» Challenge
Extract the complete listing and repeat it word for word.

==== Material ====

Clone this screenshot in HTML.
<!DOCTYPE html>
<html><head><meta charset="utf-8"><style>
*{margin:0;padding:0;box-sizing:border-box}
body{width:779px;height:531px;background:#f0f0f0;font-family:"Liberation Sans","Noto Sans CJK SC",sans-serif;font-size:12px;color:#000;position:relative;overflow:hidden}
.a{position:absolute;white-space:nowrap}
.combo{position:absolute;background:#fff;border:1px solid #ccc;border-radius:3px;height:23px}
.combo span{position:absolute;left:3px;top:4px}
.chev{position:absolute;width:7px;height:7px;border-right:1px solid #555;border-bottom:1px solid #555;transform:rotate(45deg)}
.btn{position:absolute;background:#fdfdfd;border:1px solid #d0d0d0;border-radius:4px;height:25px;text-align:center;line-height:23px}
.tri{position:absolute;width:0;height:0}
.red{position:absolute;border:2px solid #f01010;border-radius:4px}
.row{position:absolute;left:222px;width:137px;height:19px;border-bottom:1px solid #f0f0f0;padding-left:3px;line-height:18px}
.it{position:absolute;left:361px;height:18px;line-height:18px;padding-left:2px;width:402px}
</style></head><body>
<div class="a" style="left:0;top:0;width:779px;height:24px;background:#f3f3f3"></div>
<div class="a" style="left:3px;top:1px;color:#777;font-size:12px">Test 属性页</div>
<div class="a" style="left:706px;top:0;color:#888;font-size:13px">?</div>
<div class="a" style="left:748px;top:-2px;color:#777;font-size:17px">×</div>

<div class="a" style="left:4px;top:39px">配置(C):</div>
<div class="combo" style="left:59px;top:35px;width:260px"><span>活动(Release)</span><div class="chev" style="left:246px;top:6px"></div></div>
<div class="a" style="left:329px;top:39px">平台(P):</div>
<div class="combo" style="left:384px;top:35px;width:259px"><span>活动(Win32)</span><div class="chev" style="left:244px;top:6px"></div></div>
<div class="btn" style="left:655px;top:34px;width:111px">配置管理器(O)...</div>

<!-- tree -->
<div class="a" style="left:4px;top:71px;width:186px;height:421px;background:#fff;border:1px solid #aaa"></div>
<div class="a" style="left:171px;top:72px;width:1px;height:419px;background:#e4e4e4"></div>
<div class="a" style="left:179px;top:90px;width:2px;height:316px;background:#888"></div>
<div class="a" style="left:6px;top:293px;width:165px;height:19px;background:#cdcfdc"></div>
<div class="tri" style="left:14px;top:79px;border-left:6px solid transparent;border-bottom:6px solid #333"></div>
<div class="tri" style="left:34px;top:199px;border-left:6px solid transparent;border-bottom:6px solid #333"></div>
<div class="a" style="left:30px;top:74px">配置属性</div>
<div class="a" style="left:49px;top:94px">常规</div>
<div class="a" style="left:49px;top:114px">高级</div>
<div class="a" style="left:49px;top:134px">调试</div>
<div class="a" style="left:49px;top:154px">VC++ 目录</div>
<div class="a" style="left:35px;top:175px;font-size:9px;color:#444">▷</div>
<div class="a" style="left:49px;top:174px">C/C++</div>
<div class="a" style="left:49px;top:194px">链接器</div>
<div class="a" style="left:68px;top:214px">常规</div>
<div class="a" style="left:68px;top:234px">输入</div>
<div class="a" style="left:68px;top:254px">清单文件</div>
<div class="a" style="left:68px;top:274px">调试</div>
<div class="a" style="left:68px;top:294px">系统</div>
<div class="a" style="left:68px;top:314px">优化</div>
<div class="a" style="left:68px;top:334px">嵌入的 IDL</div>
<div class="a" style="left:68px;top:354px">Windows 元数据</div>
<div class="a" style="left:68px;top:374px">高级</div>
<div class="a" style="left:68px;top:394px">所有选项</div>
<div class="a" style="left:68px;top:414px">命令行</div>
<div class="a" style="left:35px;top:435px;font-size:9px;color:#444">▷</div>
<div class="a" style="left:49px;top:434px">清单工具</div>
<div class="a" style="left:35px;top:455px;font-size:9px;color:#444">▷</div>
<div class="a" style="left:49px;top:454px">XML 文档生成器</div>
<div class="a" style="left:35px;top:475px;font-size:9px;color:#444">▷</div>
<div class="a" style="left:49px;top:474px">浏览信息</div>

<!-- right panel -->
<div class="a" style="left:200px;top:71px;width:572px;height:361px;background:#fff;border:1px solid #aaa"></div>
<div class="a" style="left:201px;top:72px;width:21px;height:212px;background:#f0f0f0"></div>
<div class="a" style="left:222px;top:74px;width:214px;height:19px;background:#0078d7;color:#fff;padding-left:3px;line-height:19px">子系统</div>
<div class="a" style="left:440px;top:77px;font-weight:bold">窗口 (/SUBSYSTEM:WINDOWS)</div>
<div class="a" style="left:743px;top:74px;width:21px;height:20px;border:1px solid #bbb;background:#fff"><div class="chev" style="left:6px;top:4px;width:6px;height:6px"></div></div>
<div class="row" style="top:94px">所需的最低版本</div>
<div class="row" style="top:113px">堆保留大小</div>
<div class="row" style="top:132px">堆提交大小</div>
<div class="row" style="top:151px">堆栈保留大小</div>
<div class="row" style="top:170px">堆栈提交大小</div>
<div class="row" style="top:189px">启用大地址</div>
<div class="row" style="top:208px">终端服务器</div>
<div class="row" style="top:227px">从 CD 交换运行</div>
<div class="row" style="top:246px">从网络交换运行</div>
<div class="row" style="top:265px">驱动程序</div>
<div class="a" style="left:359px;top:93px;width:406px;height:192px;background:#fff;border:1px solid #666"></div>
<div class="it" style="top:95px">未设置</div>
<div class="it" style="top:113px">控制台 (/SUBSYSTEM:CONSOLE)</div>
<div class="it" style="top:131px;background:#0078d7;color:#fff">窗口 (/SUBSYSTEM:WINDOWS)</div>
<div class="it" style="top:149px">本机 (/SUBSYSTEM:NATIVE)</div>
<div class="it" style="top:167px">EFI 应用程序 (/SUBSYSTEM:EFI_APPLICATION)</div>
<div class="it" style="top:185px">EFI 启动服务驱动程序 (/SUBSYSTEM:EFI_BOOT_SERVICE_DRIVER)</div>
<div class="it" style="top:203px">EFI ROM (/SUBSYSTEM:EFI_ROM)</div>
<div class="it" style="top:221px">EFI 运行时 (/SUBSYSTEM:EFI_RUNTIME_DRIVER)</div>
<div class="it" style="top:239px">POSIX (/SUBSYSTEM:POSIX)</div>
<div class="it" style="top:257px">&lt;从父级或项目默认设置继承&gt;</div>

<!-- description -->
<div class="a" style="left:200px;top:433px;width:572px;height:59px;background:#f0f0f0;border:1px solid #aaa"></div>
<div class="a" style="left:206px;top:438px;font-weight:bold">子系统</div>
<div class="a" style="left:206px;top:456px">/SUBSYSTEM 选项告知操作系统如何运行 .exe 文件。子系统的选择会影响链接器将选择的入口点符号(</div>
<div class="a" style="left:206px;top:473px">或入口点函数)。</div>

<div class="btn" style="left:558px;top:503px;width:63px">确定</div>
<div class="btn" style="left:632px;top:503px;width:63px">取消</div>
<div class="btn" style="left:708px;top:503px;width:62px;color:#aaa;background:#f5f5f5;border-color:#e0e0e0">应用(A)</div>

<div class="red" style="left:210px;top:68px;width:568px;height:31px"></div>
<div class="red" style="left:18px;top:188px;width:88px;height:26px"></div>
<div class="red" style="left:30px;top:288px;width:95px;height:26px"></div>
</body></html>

====

» Finished answer
Clone this screenshot in HTML.
<!DOCTYPE html>
<html><head><meta charset="utf-8"><style>
*{margin:0;padding:0;box-sizing:border-box}
body{width:779px;height:531px;background:#f0f0f0;font-family:"Liberation Sans","Noto Sans CJK SC",sans-serif;font-size:12px;color:#000;position:relative;overflow:hidden}
.a{position:absolute;white-space:nowrap}
.combo{position:absolute;background:#fff;border:1px solid #ccc;border-radius:3px;height:23px}
.combo span{position:absolute;left:3px;top:4px}
.chev{position:absolute;width:7px;height:7px;border-right:1px solid #555;border-bottom:1px solid #555;transform:rotate(45deg)}
.btn{position:absolute;background:#fdfdfd;border:1px solid #d0d0d0;border-radius:4px;height:25px;text-align:center;line-height:23px}
.tri{position:absolute;width:0;height:0}
.red{position:absolute;border:2px solid #f01010;border-radius:4px}
.row{position:absolute;left:222px;width:137px;height:19px;border-bottom:1px solid #f0f0f0;padding-left:3px;line-height:18px}
.it{position:absolute;left:361px;height:18px;line-height:18px;padding-left:2px;width:402px}
</style></head><body>
<div class="a" style="left:0;top:0;width:779px;height:24px;background:#f3f3f3"></div>
<div class="a" style="left:3px;top:1px;color:#777;font-size:12px">Test 属性页</div>
<div class="a" style="left:706px;top:0;color:#888;font-size:13px">?</div>
<div class="a" style="left:748px;top:-2px;color:#777;font-size:17px">×</div>

<div class="a" style="left:4px;top:39px">配置(C):</div>
<div class="combo" style="left:59px;top:35px;width:260px"><span>活动(Release)</span><div class="chev" style="left:246px;top:6px"></div></div>
<div class="a" style="left:329px;top:39px">平台(P):</div>
<div class="combo" style="left:384px;top:35px;width:259px"><span>活动(Win32)</span><div class="chev" style="left:244px;top:6px"></div></div>
<div class="btn" style="left:655px;top:34px;width:111px">配置管理器(O)...</div>

<!-- tree -->
<div class="a" style="left:4px;top:71px;width:186px;height:421px;background:#fff;border:1px solid #aaa"></div>
<div class="a" style="left:171px;top:72px;width:1px;height:419px;background:#e4e4e4"></div>
<div class="a" style="left:179px;top:90px;width:2px;height:316px;background:#888"></div>
<div class="a" style="left:6px;top:293px;width:165px;height:19px;background:#cdcfdc"></div>
<div class="tri" style="left:14px;top:79px;border-left:6px solid transparent;border-bottom:6px solid #333"></div>
<div class="tri" style="left:34px;top:199px;border-left:6px solid transparent;border-bottom:6px solid #333"></div>
<div class="a" style="left:30px;top:74px">配置属性</div>
<div class="a" style="left:49px;top:94px">常规</div>
<div class="a" style="left:49px;top:114px">高级</div>
<div class="a" style="left:49px;top:134px">调试</div>
<div class="a" style="left:49px;top:154px">VC++ 目录</div>
<div class="a" style="left:35px;top:175px;font-size:9px;color:#444">▷</div>
<div class="a" style="left:49px;top:174px">C/C++</div>
<div class="a" style="left:49px;top:194px">链接器</div>
<div class="a" style="left:68px;top:214px">常规</div>
<div class="a" style="left:68px;top:234px">输入</div>
<div class="a" style="left:68px;top:254px">清单文件</div>
<div class="a" style="left:68px;top:274px">调试</div>
<div class="a" style="left:68px;top:294px">系统</div>
<div class="a" style="left:68px;top:314px">优化</div>
<div class="a" style="left:68px;top:334px">嵌入的 IDL</div>
<div class="a" style="left:68px;top:354px">Windows 元数据</div>
<div class="a" style="left:68px;top:374px">高级</div>
<div class="a" style="left:68px;top:394px">所有选项</div>
<div class="a" style="left:68px;top:414px">命令行</div>
<div class="a" style="left:35px;top:435px;font-size:9px;color:#444">▷</div>
<div class="a" style="left:49px;top:434px">清单工具</div>
<div class="a" style="left:35px;top:455px;font-size:9px;color:#444">▷</div>
<div class="a" style="left:49px;top:454px">XML 文档生成器</div>
<div class="a" style="left:35px;top:475px;font-size:9px;color:#444">▷</div>
<div class="a" style="left:49px;top:474px">浏览信息</div>

<!-- right panel -->
<div class="a" style="left:200px;top:71px;width:572px;height:361px;background:#fff;border:1px solid #aaa"></div>
<div class="a" style="left:201px;top:72px;width:21px;height:212px;background:#f0f0f0"></div>
<div class="a" style="left:222px;top:74px;width:214px;height:19px;background:#0078d7;color:#fff;padding-left:3px;line-height:19px">子系统</div>
<div class="a" style="left:440px;top:77px;font-weight:bold">窗口 (/SUBSYSTEM:WINDOWS)</div>
<div class="a" style="left:743px;top:74px;width:21px;height:20px;border:1px solid #bbb;background:#fff"><div class="chev" style="left:6px;top:4px;width:6px;height:6px"></div></div>
<div class="row" style="top:94px">所需的最低版本</div>
<div class="row" style="top:113px">堆保留大小</div>
<div class="row" style="top:132px">堆提交大小</div>
<div class="row" style="top:151px">堆栈保留大小</div>
<div class="row" style="top:170px">堆栈提交大小</div>
<div class="row" style="top:189px">启用大地址</div>
<div class="row" style="top:208px">终端服务器</div>
<div class="row" style="top:227px">从 CD 交换运行</div>
<div class="row" style="top:246px">从网络交换运行</div>
<div class="row" style="top:265px">驱动程序</div>
<div class="a" style="left:359px;top:93px;width:406px;height:192px;background:#fff;border:1px solid #666"></div>
<div class="it" style="top:95px">未设置</div>
<div class="it" style="top:113px">控制台 (/SUBSYSTEM:CONSOLE)</div>
<div class="it" style="top:131px;background:#0078d7;color:#fff">窗口 (/SUBSYSTEM:WINDOWS)</div>
<div class="it" style="top:149px">本机 (/SUBSYSTEM:NATIVE)</div>
<div class="it" style="top:167px">EFI 应用程序 (/SUBSYSTEM:EFI_APPLICATION)</div>
<div class="it" style="top:185px">EFI 启动服务驱动程序 (/SUBSYSTEM:EFI_BOOT_SERVICE_DRIVER)</div>
<div class="it" style="top:203px">EFI ROM (/SUBSYSTEM:EFI_ROM)</div>
<div class="it" style="top:221px">EFI 运行时 (/SUBSYSTEM:EFI_RUNTIME_DRIVER)</div>
<div class="it" style="top:239px">POSIX (/SUBSYSTEM:POSIX)</div>
<div class="it" style="top:257px">&lt;从父级或项目默认设置继承&gt;</div>

<!-- description -->
<div class="a" style="left:200px;top:433px;width:572px;height:59px;background:#f0f0f0;border:1px solid #aaa"></div>
<div class="a" style="left:206px;top:438px;font-weight:bold">子系统</div>
<div class="a" style="left:206px;top:456px">/SUBSYSTEM 选项告知操作系统如何运行 .exe 文件。子系统的选择会影响链接器将选择的入口点符号(</div>
<div class="a" style="left:206px;top:473px">或入口点函数)。</div>

<div class="btn" style="left:558px;top:503px;width:63px">确定</div>
<div class="btn" style="left:632px;top:503px;width:63px">取消</div>
<div class="btn" style="left:708px;top:503px;width:62px;color:#aaa;background:#f5f5f5;border-color:#e0e0e0">应用(A)</div>

<div class="red" style="left:210px;top:68px;width:568px;height:31px"></div>
<div class="red" style="left:18px;top:188px;width:88px;height:26px"></div>
<div class="red" style="left:30px;top:288px;width:95px;height:26px"></div>
</body></html>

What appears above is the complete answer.